/---

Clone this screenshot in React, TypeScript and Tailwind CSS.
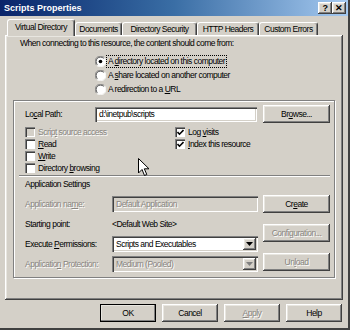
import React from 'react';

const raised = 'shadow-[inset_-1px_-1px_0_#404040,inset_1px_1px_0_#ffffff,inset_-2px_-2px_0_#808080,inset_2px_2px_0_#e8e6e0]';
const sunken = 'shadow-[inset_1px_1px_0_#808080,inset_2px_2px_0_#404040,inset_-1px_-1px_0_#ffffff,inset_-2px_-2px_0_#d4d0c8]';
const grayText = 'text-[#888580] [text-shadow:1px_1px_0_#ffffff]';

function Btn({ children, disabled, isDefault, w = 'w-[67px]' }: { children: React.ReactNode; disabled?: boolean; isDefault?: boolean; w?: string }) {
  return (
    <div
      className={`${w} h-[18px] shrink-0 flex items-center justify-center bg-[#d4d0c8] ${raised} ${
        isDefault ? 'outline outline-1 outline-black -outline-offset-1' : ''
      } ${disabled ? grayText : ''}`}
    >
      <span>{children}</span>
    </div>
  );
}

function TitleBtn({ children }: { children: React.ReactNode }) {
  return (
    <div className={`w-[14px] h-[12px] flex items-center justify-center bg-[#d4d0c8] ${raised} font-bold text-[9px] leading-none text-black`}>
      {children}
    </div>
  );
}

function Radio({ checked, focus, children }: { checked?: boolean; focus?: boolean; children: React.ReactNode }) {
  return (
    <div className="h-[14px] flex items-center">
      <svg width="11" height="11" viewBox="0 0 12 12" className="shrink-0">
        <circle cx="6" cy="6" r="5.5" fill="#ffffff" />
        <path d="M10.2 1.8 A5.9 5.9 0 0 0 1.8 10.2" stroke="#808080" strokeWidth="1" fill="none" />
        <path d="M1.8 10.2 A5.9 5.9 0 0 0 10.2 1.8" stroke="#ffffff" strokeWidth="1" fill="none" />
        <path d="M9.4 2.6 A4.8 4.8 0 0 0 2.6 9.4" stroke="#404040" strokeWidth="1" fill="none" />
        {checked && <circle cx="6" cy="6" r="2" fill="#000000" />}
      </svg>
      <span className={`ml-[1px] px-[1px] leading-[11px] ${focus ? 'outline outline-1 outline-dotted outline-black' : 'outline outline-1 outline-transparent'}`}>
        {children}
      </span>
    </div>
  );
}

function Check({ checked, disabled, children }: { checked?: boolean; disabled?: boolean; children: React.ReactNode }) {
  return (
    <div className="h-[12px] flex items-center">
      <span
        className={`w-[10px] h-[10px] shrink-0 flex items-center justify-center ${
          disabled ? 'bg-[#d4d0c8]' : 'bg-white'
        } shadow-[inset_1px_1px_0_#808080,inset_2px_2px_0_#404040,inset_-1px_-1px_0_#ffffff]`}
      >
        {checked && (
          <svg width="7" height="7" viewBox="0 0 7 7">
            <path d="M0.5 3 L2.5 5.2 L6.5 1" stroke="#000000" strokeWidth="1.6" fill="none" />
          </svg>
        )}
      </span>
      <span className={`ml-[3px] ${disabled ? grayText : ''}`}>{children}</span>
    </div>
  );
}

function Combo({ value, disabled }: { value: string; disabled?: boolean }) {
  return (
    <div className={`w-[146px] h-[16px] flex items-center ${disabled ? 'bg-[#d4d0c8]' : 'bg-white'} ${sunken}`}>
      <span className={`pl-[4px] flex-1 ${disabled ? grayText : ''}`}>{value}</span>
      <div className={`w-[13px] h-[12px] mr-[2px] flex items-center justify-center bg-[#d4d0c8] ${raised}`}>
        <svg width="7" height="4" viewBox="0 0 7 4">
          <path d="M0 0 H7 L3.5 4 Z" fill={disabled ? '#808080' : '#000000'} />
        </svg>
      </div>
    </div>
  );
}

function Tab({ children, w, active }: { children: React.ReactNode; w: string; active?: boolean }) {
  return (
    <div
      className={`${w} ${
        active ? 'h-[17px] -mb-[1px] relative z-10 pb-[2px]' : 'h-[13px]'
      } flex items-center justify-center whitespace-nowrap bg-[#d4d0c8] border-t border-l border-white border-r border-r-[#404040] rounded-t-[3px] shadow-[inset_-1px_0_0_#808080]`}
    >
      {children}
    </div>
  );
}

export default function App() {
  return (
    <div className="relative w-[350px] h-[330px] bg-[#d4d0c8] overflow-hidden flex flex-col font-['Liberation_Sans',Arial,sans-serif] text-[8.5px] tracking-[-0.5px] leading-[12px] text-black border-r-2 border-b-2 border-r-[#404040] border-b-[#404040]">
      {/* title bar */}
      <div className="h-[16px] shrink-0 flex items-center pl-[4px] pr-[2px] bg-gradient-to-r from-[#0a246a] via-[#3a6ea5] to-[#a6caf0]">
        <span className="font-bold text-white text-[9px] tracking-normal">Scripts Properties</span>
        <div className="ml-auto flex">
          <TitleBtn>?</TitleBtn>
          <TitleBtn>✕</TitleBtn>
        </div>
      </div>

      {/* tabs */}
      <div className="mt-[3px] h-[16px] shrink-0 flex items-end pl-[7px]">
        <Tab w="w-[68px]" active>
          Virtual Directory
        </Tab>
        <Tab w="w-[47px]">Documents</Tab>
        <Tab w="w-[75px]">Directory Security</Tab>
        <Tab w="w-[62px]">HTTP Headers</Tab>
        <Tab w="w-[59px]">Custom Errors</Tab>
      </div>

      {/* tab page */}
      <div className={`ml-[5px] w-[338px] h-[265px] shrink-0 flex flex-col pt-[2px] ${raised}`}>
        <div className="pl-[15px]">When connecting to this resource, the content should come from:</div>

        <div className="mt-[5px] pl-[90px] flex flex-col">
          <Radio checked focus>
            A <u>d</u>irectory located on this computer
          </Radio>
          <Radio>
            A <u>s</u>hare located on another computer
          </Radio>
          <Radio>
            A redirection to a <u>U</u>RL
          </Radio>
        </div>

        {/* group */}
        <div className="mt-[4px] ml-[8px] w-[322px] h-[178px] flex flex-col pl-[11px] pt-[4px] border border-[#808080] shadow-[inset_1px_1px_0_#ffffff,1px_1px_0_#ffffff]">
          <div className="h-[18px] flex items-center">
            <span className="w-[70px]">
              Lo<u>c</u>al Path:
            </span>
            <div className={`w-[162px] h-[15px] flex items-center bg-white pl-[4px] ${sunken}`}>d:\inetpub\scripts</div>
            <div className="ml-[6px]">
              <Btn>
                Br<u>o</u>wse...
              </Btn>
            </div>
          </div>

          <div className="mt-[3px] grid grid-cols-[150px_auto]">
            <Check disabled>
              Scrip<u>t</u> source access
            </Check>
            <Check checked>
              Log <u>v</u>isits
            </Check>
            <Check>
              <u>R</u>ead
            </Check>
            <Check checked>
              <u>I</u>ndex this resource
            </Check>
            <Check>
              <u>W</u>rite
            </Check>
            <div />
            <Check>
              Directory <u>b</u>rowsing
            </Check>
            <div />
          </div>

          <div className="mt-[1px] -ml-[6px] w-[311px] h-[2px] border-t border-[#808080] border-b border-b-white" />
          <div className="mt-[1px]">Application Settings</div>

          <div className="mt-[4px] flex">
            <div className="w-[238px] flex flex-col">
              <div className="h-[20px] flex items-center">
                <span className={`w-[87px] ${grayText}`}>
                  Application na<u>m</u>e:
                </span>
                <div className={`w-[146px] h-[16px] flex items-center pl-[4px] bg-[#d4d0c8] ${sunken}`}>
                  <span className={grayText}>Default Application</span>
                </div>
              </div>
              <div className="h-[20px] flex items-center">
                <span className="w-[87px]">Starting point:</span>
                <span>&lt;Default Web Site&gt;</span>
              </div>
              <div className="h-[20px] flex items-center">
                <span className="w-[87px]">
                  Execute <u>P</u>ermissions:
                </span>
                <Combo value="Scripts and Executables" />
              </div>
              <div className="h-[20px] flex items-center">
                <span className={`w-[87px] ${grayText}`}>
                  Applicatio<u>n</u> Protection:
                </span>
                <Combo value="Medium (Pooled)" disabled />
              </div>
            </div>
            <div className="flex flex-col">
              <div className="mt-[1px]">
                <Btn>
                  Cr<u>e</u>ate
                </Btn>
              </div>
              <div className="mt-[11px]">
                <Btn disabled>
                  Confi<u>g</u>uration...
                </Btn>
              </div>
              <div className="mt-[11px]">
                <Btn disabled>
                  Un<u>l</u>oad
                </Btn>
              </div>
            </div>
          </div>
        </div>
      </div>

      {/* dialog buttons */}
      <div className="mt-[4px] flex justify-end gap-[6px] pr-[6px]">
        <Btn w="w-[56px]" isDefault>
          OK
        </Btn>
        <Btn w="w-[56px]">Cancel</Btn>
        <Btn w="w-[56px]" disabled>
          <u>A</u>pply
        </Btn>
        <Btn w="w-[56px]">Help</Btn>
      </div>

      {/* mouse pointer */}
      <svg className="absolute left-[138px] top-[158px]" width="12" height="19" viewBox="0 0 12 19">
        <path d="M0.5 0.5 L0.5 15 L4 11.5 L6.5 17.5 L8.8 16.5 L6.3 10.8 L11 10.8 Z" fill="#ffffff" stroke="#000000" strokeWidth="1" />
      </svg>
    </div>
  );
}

\---

## The task
Which lines contain the word "React"? Copy each one.

## The result
Clone this screenshot in React, TypeScript and Tailwind CSS.
import React from 'react';
function Btn({ children, disabled, isDefault, w = 'w-[67px]' }: { children: React.ReactNode; disabled?: boolean; isDefault?: boolean; w?: string }) {
function TitleBtn({ children }: { children: React.ReactNode }) {
function Radio({ checked, focus, children }: { checked?: boolean; focus?: boolean; children: React.ReactNode }) {
function Check({ checked, disabled, children }: { checked?: boolean; disabled?: boolean; children: React.ReactNode }) {
function Tab({ children, w, active }: { children: React.ReactNode; w: string; active?: boolean }) {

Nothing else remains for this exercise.